We have to continue to learn though and follow the signs. We must continue to understand biology and challenge ourselves and aim for the greatest benefit for patients that shifts the paradigms of treatment, as we did with Yervoy and Opdivo.

What do you anticipate to be the next big disruptor in oncology R&D?
I think this mindset we are seeing, of not just combining one drug or two but combining several medicines in the right way for each patient, will be very disruptive. We are also seeking better incremental benefits because the bar has been set high, PD-1s and CTLA4s have pushed the bar high when it comes to overall survival in some cancers. The most important thing is to find the right patients and the right combinations.

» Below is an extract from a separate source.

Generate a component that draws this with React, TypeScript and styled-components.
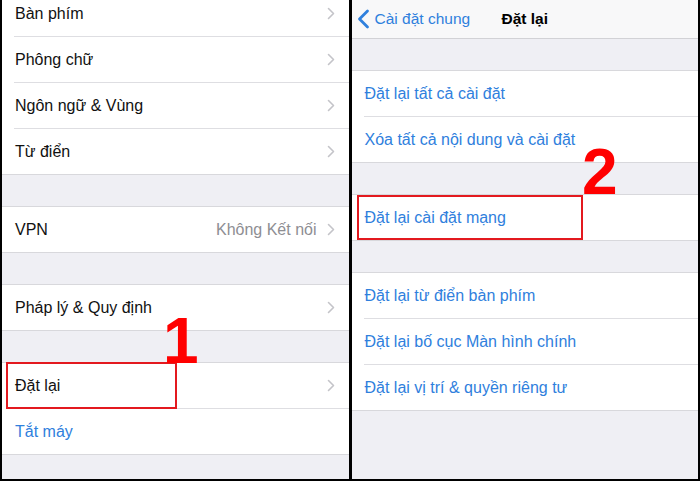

However, I think resistance to IO therapies is going to be a big problem and we have not improved survival in every patient. There are still patients that relapse after immunotherapy. If we can get that population of relapsed patients to a much better outcome that would be a major shift.

To conclude, what should we look out for from BMS in the coming months?
Post-ASCO you should look forward to more on how we are going to treat the right patients with the right combinations of immuno-therapy. We reported data [this month] for our lymphocyte-activation gene 3 (LAG3) combination in refractory melanoma patients, and one patient out of five is responding when they are LAG3 positive, so it's very precise. Also, in Hodgkin's lymphoma we have seen a complete response in a patient treated with LAG3 that was previously refractory to immunotherapy and I think that really summarizes what's ahead.

[Bristol presented Phase I/IIa data that demonstrated "encouraging activity" of anti-LAG-3 (BMS-986016) and Opdivo combination in heavily pretreated advanced melanoma patients who were relapsed or refractory on anti-PD-1/PD-L1 therapy. The company plans to explore this therapy in a number of other cancer types.]